Q: How can I find spiritual rest when I feel too busy or guilty to stop? A: Spiritual rest often begins not with better time management but with honest permission-giving — acknowledging your own limitations and naming the things you are carrying that are not yours to carry. Practical starting points include journaling to externalize what is inside your head, moving your body to interrupt the mental loop, and remembering specific moments of God's past faithfulness as a foundation for present trust.

Q: What is the meaning of Isaiah 30:15 — "In quietness and trust is your strength"? A: This verse from Isaiah reframes where strength actually comes from. In the context of Isaiah 30, Israel was tempted to find safety through political alliances and frantic activity. God's answer was quietness and trust — not passivity, but a settled, rooted confidence that comes from dependence on him rather than on self-generated effort. For many people, it functions as a return point when anxiety begins to build momentum.

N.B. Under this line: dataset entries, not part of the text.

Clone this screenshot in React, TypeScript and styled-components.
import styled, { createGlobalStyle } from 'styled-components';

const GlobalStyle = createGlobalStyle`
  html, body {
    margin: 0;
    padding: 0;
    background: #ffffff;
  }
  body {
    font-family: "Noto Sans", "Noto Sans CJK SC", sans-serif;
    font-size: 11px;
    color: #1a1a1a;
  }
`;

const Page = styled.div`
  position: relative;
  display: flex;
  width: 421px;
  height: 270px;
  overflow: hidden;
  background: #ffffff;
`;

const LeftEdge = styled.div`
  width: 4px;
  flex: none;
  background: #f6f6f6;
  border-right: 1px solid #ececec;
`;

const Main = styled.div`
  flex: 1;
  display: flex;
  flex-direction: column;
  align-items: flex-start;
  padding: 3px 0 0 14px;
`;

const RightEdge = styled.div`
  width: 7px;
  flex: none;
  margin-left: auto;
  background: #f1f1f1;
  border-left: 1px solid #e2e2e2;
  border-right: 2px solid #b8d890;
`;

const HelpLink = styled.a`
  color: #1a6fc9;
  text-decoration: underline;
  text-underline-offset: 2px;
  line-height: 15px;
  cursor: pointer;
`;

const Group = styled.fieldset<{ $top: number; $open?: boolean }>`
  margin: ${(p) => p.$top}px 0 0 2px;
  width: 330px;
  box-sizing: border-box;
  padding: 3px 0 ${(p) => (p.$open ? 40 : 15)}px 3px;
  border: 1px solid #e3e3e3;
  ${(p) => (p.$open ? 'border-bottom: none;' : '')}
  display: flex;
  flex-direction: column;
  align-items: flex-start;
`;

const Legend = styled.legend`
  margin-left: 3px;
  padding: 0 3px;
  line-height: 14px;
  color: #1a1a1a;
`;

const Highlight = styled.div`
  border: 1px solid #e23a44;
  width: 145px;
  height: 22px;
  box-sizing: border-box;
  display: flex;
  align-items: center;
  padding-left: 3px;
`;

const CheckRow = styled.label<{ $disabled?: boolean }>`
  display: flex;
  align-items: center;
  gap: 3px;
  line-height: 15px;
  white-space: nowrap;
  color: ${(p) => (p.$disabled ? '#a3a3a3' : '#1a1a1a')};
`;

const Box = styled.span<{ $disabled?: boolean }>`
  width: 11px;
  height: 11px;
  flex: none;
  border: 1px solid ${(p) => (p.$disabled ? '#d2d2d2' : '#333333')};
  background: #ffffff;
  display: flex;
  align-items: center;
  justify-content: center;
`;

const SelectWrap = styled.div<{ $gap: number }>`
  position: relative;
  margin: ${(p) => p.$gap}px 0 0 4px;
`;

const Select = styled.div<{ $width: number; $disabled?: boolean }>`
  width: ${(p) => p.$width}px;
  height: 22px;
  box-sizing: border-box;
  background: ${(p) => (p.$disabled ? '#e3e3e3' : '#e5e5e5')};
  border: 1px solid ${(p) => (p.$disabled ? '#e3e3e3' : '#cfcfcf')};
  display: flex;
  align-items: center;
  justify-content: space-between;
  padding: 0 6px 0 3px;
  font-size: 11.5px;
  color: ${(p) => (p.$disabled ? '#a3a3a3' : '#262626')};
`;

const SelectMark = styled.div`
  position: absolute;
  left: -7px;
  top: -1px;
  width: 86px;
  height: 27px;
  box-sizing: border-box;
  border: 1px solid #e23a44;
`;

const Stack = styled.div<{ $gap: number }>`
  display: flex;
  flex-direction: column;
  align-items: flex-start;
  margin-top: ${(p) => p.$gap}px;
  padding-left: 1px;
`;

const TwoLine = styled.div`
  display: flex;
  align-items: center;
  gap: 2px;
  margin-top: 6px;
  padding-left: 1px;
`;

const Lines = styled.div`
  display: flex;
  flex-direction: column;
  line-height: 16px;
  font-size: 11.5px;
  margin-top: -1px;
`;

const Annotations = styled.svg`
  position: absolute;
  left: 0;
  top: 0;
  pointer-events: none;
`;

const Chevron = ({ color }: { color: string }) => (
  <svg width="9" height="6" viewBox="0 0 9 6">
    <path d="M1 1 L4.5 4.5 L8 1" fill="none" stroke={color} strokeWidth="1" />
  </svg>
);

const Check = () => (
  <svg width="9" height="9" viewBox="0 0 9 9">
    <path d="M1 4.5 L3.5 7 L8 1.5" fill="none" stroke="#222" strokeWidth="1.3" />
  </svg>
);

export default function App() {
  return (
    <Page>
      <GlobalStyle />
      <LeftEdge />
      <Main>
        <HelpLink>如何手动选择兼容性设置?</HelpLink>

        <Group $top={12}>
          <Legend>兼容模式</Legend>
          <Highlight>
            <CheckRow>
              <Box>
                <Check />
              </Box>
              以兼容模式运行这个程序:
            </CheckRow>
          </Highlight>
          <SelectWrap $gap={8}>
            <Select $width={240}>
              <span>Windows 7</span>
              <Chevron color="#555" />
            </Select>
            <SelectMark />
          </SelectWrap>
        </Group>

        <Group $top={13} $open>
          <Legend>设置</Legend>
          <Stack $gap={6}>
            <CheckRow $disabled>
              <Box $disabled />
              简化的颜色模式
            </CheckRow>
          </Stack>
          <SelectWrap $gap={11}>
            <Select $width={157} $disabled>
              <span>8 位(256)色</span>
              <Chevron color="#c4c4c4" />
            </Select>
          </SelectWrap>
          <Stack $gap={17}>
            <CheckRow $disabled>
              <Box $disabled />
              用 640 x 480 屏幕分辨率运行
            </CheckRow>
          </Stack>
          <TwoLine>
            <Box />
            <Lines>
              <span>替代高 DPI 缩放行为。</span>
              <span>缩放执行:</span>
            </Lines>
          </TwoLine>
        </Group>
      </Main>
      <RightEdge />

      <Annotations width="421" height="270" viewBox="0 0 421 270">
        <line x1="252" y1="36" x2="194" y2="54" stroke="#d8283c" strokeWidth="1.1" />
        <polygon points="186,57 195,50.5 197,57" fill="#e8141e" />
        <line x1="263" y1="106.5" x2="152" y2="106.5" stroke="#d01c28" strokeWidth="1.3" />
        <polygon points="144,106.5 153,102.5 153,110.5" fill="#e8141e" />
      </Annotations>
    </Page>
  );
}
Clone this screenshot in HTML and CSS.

Q: Why is silence and solitude important for spiritual growth? A: The Gospels note repeatedly that Jesus withdrew to lonely places to pray — in the middle of ministry seasons, after miracles, before major decisions. Silence and solitude are not luxuries reserved for those with space in their schedules. They are the practices that make attentiveness to God possible, helping to quiet the noise long enough to hear, to remember, and to remain.